§ **TASK BRIEF**
Report how many lines below contain the word "components", and give only that number.

§ **DATA SECTION**
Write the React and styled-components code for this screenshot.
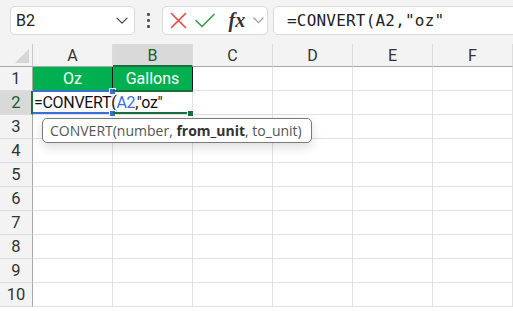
import React from "react";
import styled, { createGlobalStyle } from "styled-components";

const Global = createGlobalStyle`
  html, body { margin: 0; padding: 0; background: #ffffff; overflow: hidden; }
  body { font-family: Roboto, "Liberation Sans", Arial, sans-serif; }
`;

const Page = styled.div`
  width: 513px;
  height: 311px;
  overflow: hidden;
  background: #ffffff;
`;

const Toolbar = styled.div`
  height: 44px;
  box-sizing: border-box;
  padding: 6px 0 0 10px;
  background: #f3f3f3;
  display: flex;
  align-items: flex-start;
  overflow: hidden;
`;

const Box = styled.div`
  height: 29px;
  box-sizing: border-box;
  background: #ffffff;
  border: 1px solid #dadada;
  border-radius: 5px;
  display: flex;
  align-items: center;
  flex-shrink: 0;
`;

const NameBox = styled(Box)`
  width: 125px;
  padding: 0 6px 0 5px;
  justify-content: space-between;
  font-size: 16px;
  color: #222;
`;

const Dots = styled.div`
  width: 27px;
  height: 29px;
  flex-shrink: 0;
  display: flex;
  flex-direction: column;
  align-items: center;
  justify-content: center;
  gap: 3px;
  & > span {
    width: 3px;
    height: 3px;
    background: #555;
    border-radius: 1px;
  }
`;

const FxBox = styled(Box)`
  width: 106px;
  padding: 0 3px 0 7px;
  justify-content: space-between;
`;

const FormulaBox = styled(Box)`
  width: 260px;
  margin-left: 5px;
  padding-left: 13px;
  font-family: "DejaVu Sans Mono", "Liberation Mono", monospace;
  font-size: 16px;
  letter-spacing: 0.2px;
  color: #222;
`;

const Fx = styled.span`
  font-family: "Liberation Serif", "DejaVu Serif", serif;
  font-style: italic;
  font-weight: bold;
  font-size: 20px;
  color: #333;
  margin-left: 6px;
`;

const Sheet = styled.div`
  position: relative;
  display: grid;
  grid-template-columns: 33px repeat(6, 80px);
  grid-template-rows: 23px repeat(10, 24px);
`;

const Corner = styled.div`
  box-sizing: border-box;
  background: #f3f3f3;
  border-right: 1px solid #c8c8c8;
  border-bottom: 1px solid #a8a8a8;
  position: relative;
  &::after {
    content: "";
    position: absolute;
    right: 3px;
    bottom: 3px;
    width: 0;
    height: 0;
    border-left: 14px solid transparent;
    border-bottom: 14px solid #d6d6d6;
  }
`;

const ColHead = styled.div`
  box-sizing: border-box;
  background: ${(p) => (p.$active ? "#d9d9d9" : "#f3f3f3")};
  border-right: 1px solid #dcdcdc;
  border-bottom: ${(p) => (p.$active ? "2px solid #1e6e3c" : "1px solid #a8a8a8")};
  display: flex;
  align-items: center;
  justify-content: center;
  font-size: 16px;
  color: ${(p) => (p.$active ? "#1a5c32" : "#333")};
  padding-top: ${(p) => (p.$active ? "1px" : "0")};
`;

const RowHead = styled.div`
  box-sizing: border-box;
  background: ${(p) => (p.$active ? "#d9d9d9" : "#f3f3f3")};
  border-right: ${(p) => (p.$active ? "2px solid #1e6e3c" : "1px solid #a8a8a8")};
  border-bottom: 1px solid #dcdcdc;
  display: flex;
  align-items: center;
  justify-content: center;
  font-size: 16.5px;
  color: ${(p) => (p.$active ? "#1a5c32" : "#333")};
  padding-left: ${(p) => (p.$active ? "1px" : "0")};
`;

const Cell = styled.div`
  box-sizing: border-box;
  background: ${(p) => (p.$fill ? "#00b050" : "#ffffff")};
  border-right: 1px solid ${(p) => (p.$fill ? "#1b1b1b" : "#e1e1e1")};
  border-bottom: 1px solid ${(p) => (p.$fill ? "#00b050" : "#e1e1e1")};
  color: ${(p) => (p.$fill ? "#ffffff" : "#111")};
  font-size: 16px;
  display: flex;
  align-items: center;
  justify-content: ${(p) => (p.$center ? "center" : "flex-start")};
  white-space: nowrap;
  overflow: visible;
  position: relative;
  z-index: ${(p) => (p.$editing ? 3 : 0)};
`;

const EditText = styled.span`
  padding-left: 1px;
  color: #111;
  font-size: 16px;
  letter-spacing: -0.3px;
  & > b {
    font-weight: normal;
    color: #3a6fd8;
  }
`;

const RangeBox = styled.div`
  position: absolute;
  box-sizing: border-box;
  left: ${(p) => p.$x}px;
  top: ${(p) => p.$y}px;
  width: ${(p) => p.$w}px;
  height: ${(p) => p.$h}px;
  border-top: 2px solid ${(p) => p.$color};
  border-bottom: 2px solid ${(p) => p.$color};
  pointer-events: none;
  z-index: 4;
`;

const Handle = styled.span`
  position: absolute;
  width: 5px;
  height: 5px;
  background: ${(p) => p.$color};
  border: 1px solid #fff;
  left: ${(p) => p.$x}px;
  top: ${(p) => p.$y}px;
`;

const Tip = styled.div`
  position: absolute;
  left: 42px;
  top: 74px;
  height: 25px;
  box-sizing: border-box;
  padding: 0 9px 0 7px;
  background: #ffffff;
  border: 1px solid #7a7a7a;
  border-radius: 5px;
  box-shadow: 0 4px 12px rgba(0, 0, 0, 0.14);
  display: flex;
  align-items: center;
  font-family: "Open Sans", "Liberation Sans", sans-serif;
  font-size: 14px;
  color: #555;
  white-space: nowrap;
  z-index: 5;
  & > b {
    font-weight: bold;
    color: #333;
  }
`;

const Chevron = ({ size = 12, color = "#444" }) => (
  <svg width={size} height={size * 0.6} viewBox="0 0 12 7">
    <path d="M1 1l5 5 5-5" fill="none" stroke={color} strokeWidth="1.3" strokeLinecap="round" strokeLinejoin="round" />
  </svg>
);

const CrossIcon = () => (
  <svg width="17" height="17" viewBox="0 0 17 17">
    <path d="M1.5 1.5l14 14M15.5 1.5l-14 14" stroke="#e6483d" strokeWidth="1.6" strokeLinecap="round" />
  </svg>
);

const CheckIcon = () => (
  <svg width="20" height="15" viewBox="0 0 20 15">
    <path d="M1 7.5l6 6L19 1.5" fill="none" stroke="#3f9b4e" strokeWidth="1.7" strokeLinecap="round" strokeLinejoin="round" />
  </svg>
);

const cols = ["A", "B", "C", "D", "E", "F"];
const rows = Array.from({ length: 10 }, (_, i) => i + 1);

export default function App() {
  return (
    <Page>
      <Global />
      <Toolbar>
        <NameBox>
          <span>B2</span>
          <Chevron />
        </NameBox>
        <Dots>
          <span />
          <span />
          <span />
        </Dots>
        <FxBox>
          <CrossIcon />
          <CheckIcon />
          <Fx>fx</Fx>
          <Chevron size={11} color="#999" />
        </FxBox>
        <FormulaBox>=CONVERT(A2,"oz"</FormulaBox>
      </Toolbar>
      <Sheet>
        <Corner />
        {cols.map((c) => (
          <ColHead key={c} $active={c === "B"}>
            {c}
          </ColHead>
        ))}
        {rows.map((r) => (
          <React.Fragment key={r}>
            <RowHead $active={r === 2}>{r}</RowHead>
            {cols.map((c) => {
              if (r === 1 && c === "A")
                return (
                  <Cell key={c} $fill $center>
                    Oz
                  </Cell>
                );
              if (r === 1 && c === "B")
                return (
                  <Cell key={c} $fill $center>
                    Gallons
                  </Cell>
                );
              if (r === 2 && c === "A")
                return (
                  <Cell key={c} $editing>
                    <EditText>
                      =CONVERT(<b>A2</b>,"oz"
                    </EditText>
                  </Cell>
                );
              return <Cell key={c} />;
            })}
          </React.Fragment>
        ))}
        <RangeBox $x={33} $y={46} $w={80} $h={24} $color="#3a6fd8">
          <Handle $color="#3a6fd8" $x={76} $y={-4} />
          <Handle $color="#3a6fd8" $x={76} $y={18} />
        </RangeBox>
        <RangeBox $x={113} $y={46} $w={80} $h={24} $color="#1e6e3c">
          <Handle $color="#1e6e3c" $x={74} $y={18} />
        </RangeBox>
        <Tip>
          CONVERT(number,&nbsp;<b>from_unit</b>, to_unit)
        </Tip>
      </Sheet>
    </Page>
  );
}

§ **SOLUTION TO THIS PROBLEM**
2